** Begin **

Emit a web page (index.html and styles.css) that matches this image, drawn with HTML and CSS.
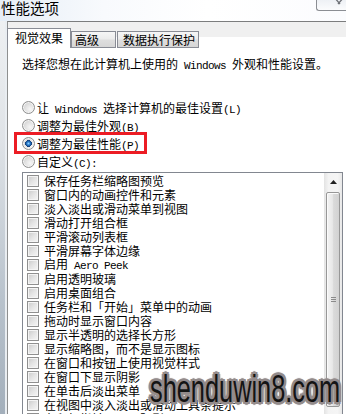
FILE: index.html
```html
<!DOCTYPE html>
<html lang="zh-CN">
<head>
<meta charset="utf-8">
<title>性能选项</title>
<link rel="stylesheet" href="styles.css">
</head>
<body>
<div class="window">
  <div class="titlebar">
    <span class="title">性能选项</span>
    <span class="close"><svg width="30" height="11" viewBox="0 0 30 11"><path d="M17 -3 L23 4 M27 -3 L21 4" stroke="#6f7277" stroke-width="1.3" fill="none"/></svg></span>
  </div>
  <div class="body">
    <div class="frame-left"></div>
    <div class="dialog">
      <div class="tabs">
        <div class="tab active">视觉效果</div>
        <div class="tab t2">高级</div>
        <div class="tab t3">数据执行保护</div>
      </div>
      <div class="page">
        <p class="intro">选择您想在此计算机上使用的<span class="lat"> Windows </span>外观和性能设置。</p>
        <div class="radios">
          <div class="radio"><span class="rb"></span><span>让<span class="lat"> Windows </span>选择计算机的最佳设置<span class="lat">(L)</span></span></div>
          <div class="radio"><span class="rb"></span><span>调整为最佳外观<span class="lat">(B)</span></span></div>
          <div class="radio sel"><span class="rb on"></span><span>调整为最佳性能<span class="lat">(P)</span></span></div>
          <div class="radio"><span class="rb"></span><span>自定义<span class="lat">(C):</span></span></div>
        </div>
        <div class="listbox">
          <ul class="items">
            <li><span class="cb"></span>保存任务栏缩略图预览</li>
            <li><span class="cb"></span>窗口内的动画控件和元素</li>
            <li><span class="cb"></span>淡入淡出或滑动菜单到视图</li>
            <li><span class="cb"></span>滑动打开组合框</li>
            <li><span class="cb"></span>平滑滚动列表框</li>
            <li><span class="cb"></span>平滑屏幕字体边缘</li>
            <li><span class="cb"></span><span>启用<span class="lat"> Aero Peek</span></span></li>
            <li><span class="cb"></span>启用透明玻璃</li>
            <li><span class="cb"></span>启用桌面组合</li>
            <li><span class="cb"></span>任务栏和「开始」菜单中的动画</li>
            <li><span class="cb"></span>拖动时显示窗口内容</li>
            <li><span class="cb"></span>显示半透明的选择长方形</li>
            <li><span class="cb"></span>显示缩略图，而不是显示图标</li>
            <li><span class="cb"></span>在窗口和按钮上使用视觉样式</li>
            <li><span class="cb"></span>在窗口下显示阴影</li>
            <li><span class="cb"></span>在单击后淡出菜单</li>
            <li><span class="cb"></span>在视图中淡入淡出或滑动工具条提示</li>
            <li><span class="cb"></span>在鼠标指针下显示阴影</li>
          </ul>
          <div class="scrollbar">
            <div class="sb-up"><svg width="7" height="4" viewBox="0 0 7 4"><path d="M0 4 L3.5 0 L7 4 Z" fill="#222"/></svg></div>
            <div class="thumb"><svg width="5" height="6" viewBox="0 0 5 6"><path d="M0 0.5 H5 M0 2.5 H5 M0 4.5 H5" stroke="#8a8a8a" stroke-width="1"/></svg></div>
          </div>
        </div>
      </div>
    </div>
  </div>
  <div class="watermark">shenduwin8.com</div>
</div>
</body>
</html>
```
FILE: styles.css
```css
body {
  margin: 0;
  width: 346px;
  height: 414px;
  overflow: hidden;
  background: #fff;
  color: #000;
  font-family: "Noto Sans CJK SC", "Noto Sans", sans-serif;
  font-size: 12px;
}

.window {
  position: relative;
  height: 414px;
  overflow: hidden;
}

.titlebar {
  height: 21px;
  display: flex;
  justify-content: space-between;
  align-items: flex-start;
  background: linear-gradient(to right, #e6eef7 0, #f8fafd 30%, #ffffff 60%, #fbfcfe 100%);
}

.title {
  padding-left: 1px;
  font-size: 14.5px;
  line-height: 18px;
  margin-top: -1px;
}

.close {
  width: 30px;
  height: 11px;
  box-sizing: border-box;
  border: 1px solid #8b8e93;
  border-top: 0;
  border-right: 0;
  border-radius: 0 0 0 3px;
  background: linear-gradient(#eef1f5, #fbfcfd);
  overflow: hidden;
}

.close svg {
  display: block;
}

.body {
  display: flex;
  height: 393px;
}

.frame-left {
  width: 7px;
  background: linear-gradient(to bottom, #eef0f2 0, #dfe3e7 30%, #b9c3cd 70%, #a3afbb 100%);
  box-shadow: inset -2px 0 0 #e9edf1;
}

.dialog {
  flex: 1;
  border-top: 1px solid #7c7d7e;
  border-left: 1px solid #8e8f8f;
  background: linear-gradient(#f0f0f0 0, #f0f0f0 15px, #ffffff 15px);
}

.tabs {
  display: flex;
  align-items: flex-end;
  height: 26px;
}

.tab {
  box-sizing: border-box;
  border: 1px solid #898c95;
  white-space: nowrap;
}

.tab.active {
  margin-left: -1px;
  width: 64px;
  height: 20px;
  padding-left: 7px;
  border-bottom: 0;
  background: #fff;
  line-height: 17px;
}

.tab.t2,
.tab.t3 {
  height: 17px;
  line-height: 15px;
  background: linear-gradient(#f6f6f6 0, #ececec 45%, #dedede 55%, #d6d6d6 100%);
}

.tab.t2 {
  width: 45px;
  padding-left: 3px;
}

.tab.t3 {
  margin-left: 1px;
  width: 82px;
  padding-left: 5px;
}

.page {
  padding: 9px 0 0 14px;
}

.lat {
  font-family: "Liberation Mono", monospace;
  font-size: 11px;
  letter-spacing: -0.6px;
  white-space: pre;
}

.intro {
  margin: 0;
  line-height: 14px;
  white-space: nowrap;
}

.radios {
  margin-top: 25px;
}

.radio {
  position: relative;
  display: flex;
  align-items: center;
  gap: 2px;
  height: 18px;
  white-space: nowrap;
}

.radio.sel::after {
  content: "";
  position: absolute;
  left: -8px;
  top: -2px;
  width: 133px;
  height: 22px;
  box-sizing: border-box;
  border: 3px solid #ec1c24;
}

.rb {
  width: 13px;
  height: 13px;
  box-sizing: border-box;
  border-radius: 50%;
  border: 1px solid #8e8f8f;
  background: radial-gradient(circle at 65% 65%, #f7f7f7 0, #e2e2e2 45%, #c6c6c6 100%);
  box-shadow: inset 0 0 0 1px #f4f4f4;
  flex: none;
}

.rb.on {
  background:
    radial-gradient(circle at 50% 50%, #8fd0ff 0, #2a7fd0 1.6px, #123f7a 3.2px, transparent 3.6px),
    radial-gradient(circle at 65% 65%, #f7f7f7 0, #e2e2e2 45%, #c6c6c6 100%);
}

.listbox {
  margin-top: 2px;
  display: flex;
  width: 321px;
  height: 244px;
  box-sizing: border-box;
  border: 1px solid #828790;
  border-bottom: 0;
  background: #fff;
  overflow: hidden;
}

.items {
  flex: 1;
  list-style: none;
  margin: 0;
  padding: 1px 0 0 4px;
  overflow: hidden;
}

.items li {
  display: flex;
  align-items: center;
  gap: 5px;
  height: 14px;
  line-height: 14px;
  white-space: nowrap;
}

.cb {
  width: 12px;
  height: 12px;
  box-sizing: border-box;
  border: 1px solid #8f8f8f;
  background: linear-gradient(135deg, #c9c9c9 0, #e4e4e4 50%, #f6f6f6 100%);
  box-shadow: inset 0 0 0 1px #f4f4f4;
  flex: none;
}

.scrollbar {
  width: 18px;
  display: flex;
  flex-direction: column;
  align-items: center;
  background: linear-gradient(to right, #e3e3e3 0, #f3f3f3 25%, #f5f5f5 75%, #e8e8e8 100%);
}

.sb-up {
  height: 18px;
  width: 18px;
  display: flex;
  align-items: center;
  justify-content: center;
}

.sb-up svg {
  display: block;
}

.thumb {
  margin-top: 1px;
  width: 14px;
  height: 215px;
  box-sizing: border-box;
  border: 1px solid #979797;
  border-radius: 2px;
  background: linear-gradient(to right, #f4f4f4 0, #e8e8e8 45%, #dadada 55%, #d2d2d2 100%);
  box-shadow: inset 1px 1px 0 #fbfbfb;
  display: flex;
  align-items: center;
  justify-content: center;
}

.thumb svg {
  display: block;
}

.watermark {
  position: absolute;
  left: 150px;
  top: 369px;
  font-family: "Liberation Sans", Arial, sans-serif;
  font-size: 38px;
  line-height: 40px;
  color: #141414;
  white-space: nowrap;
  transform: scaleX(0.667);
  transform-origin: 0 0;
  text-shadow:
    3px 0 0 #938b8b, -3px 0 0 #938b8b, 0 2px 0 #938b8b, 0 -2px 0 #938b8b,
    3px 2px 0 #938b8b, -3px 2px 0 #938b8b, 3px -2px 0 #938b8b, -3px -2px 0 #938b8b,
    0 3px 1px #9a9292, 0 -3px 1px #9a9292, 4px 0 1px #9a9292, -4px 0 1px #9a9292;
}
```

** End **

The problem:
Copy all lines from the listing that contain "page".

Right answer:
Emit a web page (index.html and styles.css) that matches this image, drawn with HTML and CSS.
      <div class="page">
.page {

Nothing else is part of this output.